September 5, 2023
Trade expectation for acceptance
Large organizations don’t have a monopoly on molasses.
Most groups of human beings move exceptionally slowly.
Sure, the smothering bureaucracy and its mountains of red tape is frustrating and exhausting. But even people who work at small organizations struggle to move forward.
Why?
The natural human tendency toward underestimation. People are notoriously bad at accurately assessing the time it will take to complete tasks. Especially tasks that have substantial complexity. We eat like elephants and shit like birds, as my dad used to say. Our eyes are bigger than our stomachs.
Sydney’s opera house is my favorite example of underestimation. An innovative architectural venture for its time, the building was originally forecast in the late fifties to be completed by the early sixties. The cost estimate to build it was seven million.
Fifteen years later, the total expenditure surpassed a hundred million and it had to be largely paid for by the state lottery. Talk about molasses.
And this underestimation doesn’t only impact large scale projects. Each of us encounters this fallacy on a day to day basis.
Imagine you hire a sleazy carpenter to repair your hardwood floors. When you ask how long it’s going to take, he smirks and says, oh just two weeks.
Eleven months and your entire life savings later, there’s still a giant hole in your living room floor.
Same principle. It’s allegory for any endeavor.
The speed with which people seize opportunities, act against external threats, fail and learn quickly, it’s almost certainly going to be underestimated. Period.
Computer engineers call this gap latency, which is the time delay between the cause and the effect of a physical change in the system being observed.
Sadly, there’s no single cause. There are hundreds of factors that contribute to how long things take.
Managers can asphyxiate production velocity with over involvement and controlling personalities. Inexperienced workers will increase the average time needed to get things to an acceptable minimum. The internet can go out in the entire building for a day and cancel conference calls and presentations. What about the startup founder who spends his holiday break doing ayahuasca rituals, and then he bounds back into the office on the first of the year with completely new strategy of dominating the mobile social space?
There’s no shortage of distractions, delays and derailments. And while there are endless strategies and tactics for moving faster, everything from shot gunning projects to parallel processing to input embargos to keeping teams under the two pizza rule, the smartest practice we can do for our own sanities is:
Trade expectation for acceptance.
Because look, I understand that organizations have all their bullshit goals they need to meet each year, but let’s be realistic. When groups of human beings get together to work, they best they can hope for is trying things, building things, learning things, and maybe hopefully making progress for themselves and the organization.
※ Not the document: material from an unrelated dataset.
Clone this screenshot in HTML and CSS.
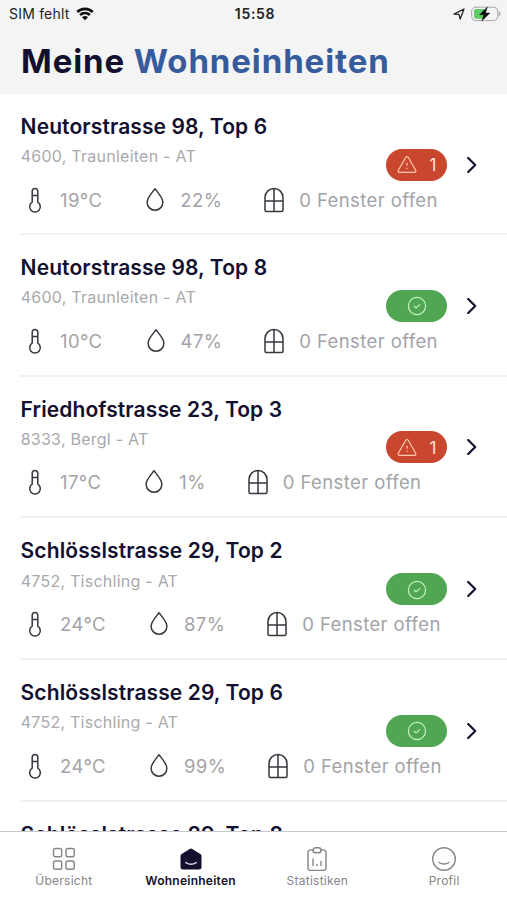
FILE: index.html
```html
<!DOCTYPE html>
<html lang="de">
<head>
    <meta charset="UTF-8">
    <meta name="viewport" content="width=device-width, initial-scale=1.0">
    <title>Meine Wohneinheiten</title>
    <link rel="stylesheet" href="styles.css">
</head>
<body>
    <!-- Icons -->
    <svg class="sprite" width="0" height="0">
        <symbol id="thermo" viewBox="0 0 26 26">
            <path d="M10.200 15.200V4.300a2.800 2.800 0 0 1 5.600 0v10.900a5.300 5.300 0 1 1-5.600 0zM10.200 8.600h5.600"/>
        </symbol>
        <symbol id="drop" viewBox="0 0 26 26">
            <path d="M13 1.800c3 4 7.900 8.800 7.900 13.500a7.900 7.900 0 0 1-15.800 0c0-4.700 4.900-9.500 7.900-13.500z"/>
        </symbol>
        <symbol id="window" viewBox="0 0 26 26">
            <path d="M4 10.500a9 9 0 0 1 18 0v12.500a1.500 1.500 0 0 1-1.500 1.500h-15a1.500 1.500 0 0 1-1.500-1.500zM13 1.500v23M4 14h18"/>
        </symbol>
        <symbol id="warn" viewBox="0 0 20 20">
            <path d="M8.800 2.200L1.300 15.300a1.300 1.300 0 0 0 1.200 2h15a1.300 1.300 0 0 0 1.200-2L11.200 2.200a1.400 1.400 0 0 0-2.400 0zM10 8v2.200M10 13v.500"/>
        </symbol>
        <symbol id="check" viewBox="0 0 20 20">
            <circle cx="10" cy="10" r="8.600"/>
            <path d="M7.200 10.200l1.900 1.700 3.700-3.300"/>
        </symbol>
        <symbol id="chevron" viewBox="0 0 10 16">
            <path d="M1.200 1l7 7-7 7"/>
        </symbol>
    </svg>

    <header class="header">
        <div class="status">
            <div class="carrier">
                <span>SIM fehlt</span>
                <svg class="wifi" viewBox="0 0 18 14">
                    <path d="M1.200 5a11.200 11.200 0 0 1 15.600 0M4.100 8a7 7 0 0 1 9.800 0"/>
                    <path class="dot" d="M9 13.300L6 10.300a4.400 4.400 0 0 1 6 0z"/>
                </svg>
            </div>
            <div class="time">15:58</div>
            <div class="power">
                <svg class="location" viewBox="0 0 12 12"><path d="M1 6.200L11 1 7.200 11 6 6.300z"/></svg>
                <svg class="battery" viewBox="0 0 30 16">
                    <rect x="0.700" y="1.200" width="26" height="13.400" rx="4" fill="#f4f4f4" stroke="#a5aaa5"/>
                    <path d="M5 3h8v9.800h-8a2 2 0 0 1-2-2v-5.800a2 2 0 0 1 2-2z" fill="#5fca67" stroke="none"/>
                    <path d="M28 5.700v4.400c1.800-.800 1.800-3.600 0-4.400z" fill="#a5aaa5" stroke="#a5aaa5" stroke-width=".5"/>
                    <path d="M16.300 1L8.500 8.800h4.300l-2 6.200 8.200-8h-4.400z" fill="#111" stroke="#111" stroke-width=".4"/>
                </svg>
            </div>
        </div>
        <h1>Meine <span>Wohneinheiten</span></h1>
    </header>

    <main class="list">
        <article class="unit">
            <div class="info">
                <h2>Neutorstrasse 98, Top 6</h2>
                <p>4600, Traunleiten - AT</p>
                <div class="values">
                    <div class="value"><svg><use href="#thermo"/></svg>19°C</div>
                    <div class="value"><svg><use href="#drop"/></svg>22%</div>
                    <div class="value"><svg><use href="#window"/></svg>0 Fenster offen</div>
                </div>
            </div>
            <div class="state">
                <div class="badge alert"><svg><use href="#warn"/></svg><span>1</span></div>
                <svg class="chevron"><use href="#chevron"/></svg>
            </div>
        </article>
        <article class="unit">
            <div class="info">
                <h2>Neutorstrasse 98, Top 8</h2>
                <p>4600, Traunleiten - AT</p>
                <div class="values">
                    <div class="value"><svg><use href="#thermo"/></svg>10°C</div>
                    <div class="value"><svg><use href="#drop"/></svg>47%</div>
                    <div class="value"><svg><use href="#window"/></svg>0 Fenster offen</div>
                </div>
            </div>
            <div class="state">
                <div class="badge"><svg><use href="#check"/></svg></div>
                <svg class="chevron"><use href="#chevron"/></svg>
            </div>
        </article>
        <article class="unit">
            <div class="info">
                <h2>Friedhofstrasse 23, Top 3</h2>
                <p>8333, Bergl - AT</p>
                <div class="values">
                    <div class="value"><svg><use href="#thermo"/></svg>17°C</div>
                    <div class="value"><svg><use href="#drop"/></svg>1%</div>
                    <div class="value"><svg><use href="#window"/></svg>0 Fenster offen</div>
                </div>
            </div>
            <div class="state">
                <div class="badge alert"><svg><use href="#warn"/></svg><span>1</span></div>
                <svg class="chevron"><use href="#chevron"/></svg>
            </div>
        </article>
        <article class="unit">
            <div class="info">
                <h2>Schlösslstrasse 29, Top 2</h2>
                <p>4752, Tischling - AT</p>
                <div class="values">
                    <div class="value"><svg><use href="#thermo"/></svg>24°C</div>
                    <div class="value"><svg><use href="#drop"/></svg>87%</div>
                    <div class="value"><svg><use href="#window"/></svg>0 Fenster offen</div>
                </div>
            </div>
            <div class="state">
                <div class="badge"><svg><use href="#check"/></svg></div>
                <svg class="chevron"><use href="#chevron"/></svg>
            </div>
        </article>
        <article class="unit">
            <div class="info">
                <h2>Schlösslstrasse 29, Top 6</h2>
                <p>4752, Tischling - AT</p>
                <div class="values">
                    <div class="value"><svg><use href="#thermo"/></svg>24°C</div>
                    <div class="value"><svg><use href="#drop"/></svg>99%</div>
                    <div class="value"><svg><use href="#window"/></svg>0 Fenster offen</div>
                </div>
            </div>
            <div class="state">
                <div class="badge"><svg><use href="#check"/></svg></div>
                <svg class="chevron"><use href="#chevron"/></svg>
            </div>
        </article>
        <article class="unit">
            <div class="info">
                <h2>Schlösslstrasse 29, Top 8</h2>
            </div>
        </article>
    </main>

    <!-- Navigation -->
    <nav class="tabs">
        <a class="tab">
            <svg viewBox="0 0 24 24">
                <rect x="1.500" y="1.500" width="8.200" height="8.200" rx="1.800"/>
                <rect x="14" y="1.500" width="8.200" height="8.200" rx="1.800"/>
                <rect x="1.500" y="14" width="8.200" height="8.200" rx="1.800"/>
                <rect x="14" y="14" width="8.200" height="8.200" rx="1.800"/>
            </svg>
            <span>Übersicht</span>
        </a>
        <a class="tab active">
            <svg viewBox="0 0 24 24">
                <path class="house" d="M10.700 1.900L2.600 6.900Q1.500 7.600 1.500 8.900V20q0 2.500 2.500 2.500h16q2.500 0 2.500-2.500V8.900q0-1.300-1.100-2L13.300 1.900q-1.300-.8-2.600 0z"/>
                <path class="smile" d="M6.800 15.600q5.200 3.400 10.400 0"/>
            </svg>
            <span>Wohneinheiten</span>
        </a>
        <a class="tab">
            <svg viewBox="0 0 24 24">
                <path d="M8.200 2.900H5.500A2.500 2.500 0 0 0 3 5.400v15.600a2.500 2.500 0 0 0 2.500 2.500h13a2.500 2.500 0 0 0 2.500-2.500V5.400a2.500 2.500 0 0 0-2.500-2.500h-2.700"/>
                <rect x="8" y="0.700" width="8" height="5" rx="2.500"/>
                <path d="M8 18.500v-6.500M12 18.500v-1M16 18.500v-4"/>
            </svg>
            <span>Statistiken</span>
        </a>
        <a class="tab">
            <svg viewBox="0 0 24 24">
                <circle cx="12" cy="12" r="11.300"/>
                <path d="M6.900 15.500q5.100 3 10.200 0"/>
            </svg>
            <span>Profil</span>
        </a>
    </nav>
</body>
</html>
```
FILE: styles.css
```css
* {
    box-sizing: border-box;
}
body {
    font-family: Inter, "Liberation Sans", sans-serif;
    background-color: #fff;
    color: #12102e;
    display: flex;
    flex-direction: column;
    height: 900px;
    margin: 0;
    overflow: hidden;
}
h1, h2, p {
    margin: 0;
}
svg {
    fill: none;
    stroke: currentColor;
    stroke-linecap: round;
    stroke-linejoin: round;
    flex-shrink: 0;
}
.sprite {
    display: none;
}
.header {
    background-color: #f4f4f4;
    height: 94px;
    flex-shrink: 0;
}
.status {
    display: grid;
    grid-template-columns: 1fr auto 1fr;
    align-items: center;
    height: 27px;
    padding: 0 6px 0 9px;
    color: #222;
    font-size: 14px;
}
.carrier {
    display: flex;
    align-items: center;
    gap: 6px;
    letter-spacing: 0.2px;
}
.wifi {
    width: 18px;
    height: 14px;
    color: #111;
    stroke-width: 2.6;
    stroke-linecap: butt;
}
.wifi .dot {
    fill: #111;
    stroke: none;
}
.time {
    font-weight: 600;
    letter-spacing: 0.7px;
}
.power {
    display: flex;
    align-items: center;
    justify-content: flex-end;
    gap: 6px;
}
.location {
    width: 12px;
    height: 12px;
    stroke-width: 1.3;
}
.battery {
    width: 30px;
    height: 16px;
}
h1 {
    font-size: 33px;
    line-height: 40px;
    font-weight: 700;
    letter-spacing: 0.9px;
    padding: 14px 0 0 21px;
    white-space: nowrap;
}
h1 span {
    color: #365c9e;
}
.list {
    flex: 1;
    min-height: 0;
    overflow: hidden;
}
.unit {
    display: flex;
    justify-content: space-between;
    height: 141.7px;
    margin-left: 20px;
    border-bottom: 2px solid #f2f2f3;
}
.unit:first-child {
    height: 141px;
}
.info {
    white-space: nowrap;
}
h2 {
    font-size: 21px;
    line-height: 26px;
    font-weight: 600;
    letter-spacing: 0.1px;
    padding: 20px 0 0 0.6px;
}
.info p {
    color: #a9a9ad;
    font-size: 16px;
    line-height: 20px;
    letter-spacing: 0.25px;
    margin-top: 6.4px;
    padding-left: 0.7px;
}
.values {
    display: flex;
    gap: 39px;
    margin: 20.3px 0 0 2px;
}
.value {
    display: flex;
    align-items: center;
    gap: 12px;
    color: #a3a3a7;
    font-size: 18.5px;
    line-height: 26px;
    letter-spacing: 0.4px;
}
.value:first-child {
    padding-right: 1px;
}
.value svg {
    width: 26px;
    height: 26px;
    color: #36363f;
    stroke-width: 1.5;
}
.state {
    display: flex;
    align-items: center;
    gap: 20px;
    height: 32px;
    margin: 54.8px 30px 0 -100px;
}
.badge {
    display: flex;
    align-items: center;
    justify-content: center;
    gap: 13px;
    width: 61px;
    height: 32px;
    border-radius: 16px;
    background-color: #50a653;
    color: #c6f3c0;
    padding-top: 1px;
}
.badge svg {
    width: 20px;
    height: 20px;
    stroke-width: 1.2;
}
.badge.alert {
    background-color: #c9472e;
    color: #ffc9ac;
}
.badge span {
    color: #ffe6d4;
    font-size: 17px;
}
.chevron {
    width: 10px;
    height: 16px;
    stroke-width: 2.2;
}
.tabs {
    display: grid;
    grid-template-columns: repeat(4, 1fr);
    height: 69px;
    flex-shrink: 0;
    border-top: 1px solid #c9c9cb;
    background-color: #fff;
}
.tab {
    display: flex;
    flex-direction: column;
    align-items: center;
    padding: 15px 0 0 1px;
    color: #85858a;
    font-size: 12px;
    line-height: 16px;
    letter-spacing: 0.25px;
}
.tab svg {
    width: 24px;
    height: 24px;
    margin-bottom: 2px;
    stroke-width: 1.4;
}
.tab.active {
    color: #12102e;
    font-weight: 600;
}
.house {
    fill: #12102e;
    stroke: none;
}
.smile {
    stroke: #d8d8e6;
}
```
But there are no guarantees. The sooner they accept that most people’s time will be spent on work they did not expect they’d need to do, the better.
Wow, just imagine the job application for a company like that. Here, I have taken the liberty of writing one.
As a marketing manager, you will work alongside our team of sluggish and exhausting idiots as they work to provide mediocre solutions to the manufactured problems our customers don’t actually face.
Requirements for this job include familiarity with wasting other people’s time, experience with pretending to look productive, and understanding the principles of the absurdity of human nature.
Skills required are emotional detachment, workload underestimation, strong cognitive reframing abilities, and the willingness to psychologically compartmentalize failure and rejection, so you don’t rage quit within the first month.
Your primary responsibilities are developing, coordinating, but never actually executing a marketing strategy; working cross functionally with other team members who will slow down your projects to a grinding halt; and clearly defining counterproductive business goals that have virtually zero impact on the speed, volume or quality of work.
Ultimately, we’re looking to hire a team player with exceptional written communication skills, or at least a subscription to an artificial intelligence bot that’s passable on leading search engines. If you’re someone who is willing to put in long hours on projects that are unlikely to see the light of day, we want to hear from you. Our organization prides itself on hiring creative, positive people who spend the majority of their waking hours emailing strangers and using business tools to check in on project updates. Send us your resume today!
Hey, it may sound like a joke, but at least applicants would know what they’re getting into. Advertising with a little honesty would be so refreshing amongst the tens of thousands of other openings that bait and switch job searchers.
Besides, this kind of posting would serve as useful filter to weed out the nonserious candidates and land top talent.
After all, isn’t that who you want on your team? Somebody who’s willing to write in their cover letter, look, no job is perfect, everything takes forever in this life, and working for any organization with other human beings will be exasperating and expensive. But I am willing to trade the expectation of perfection for the acceptance of reality.
I am happy to be part of a team that moves like molasses.
Have you accepted the natural human tendency towards underestimation?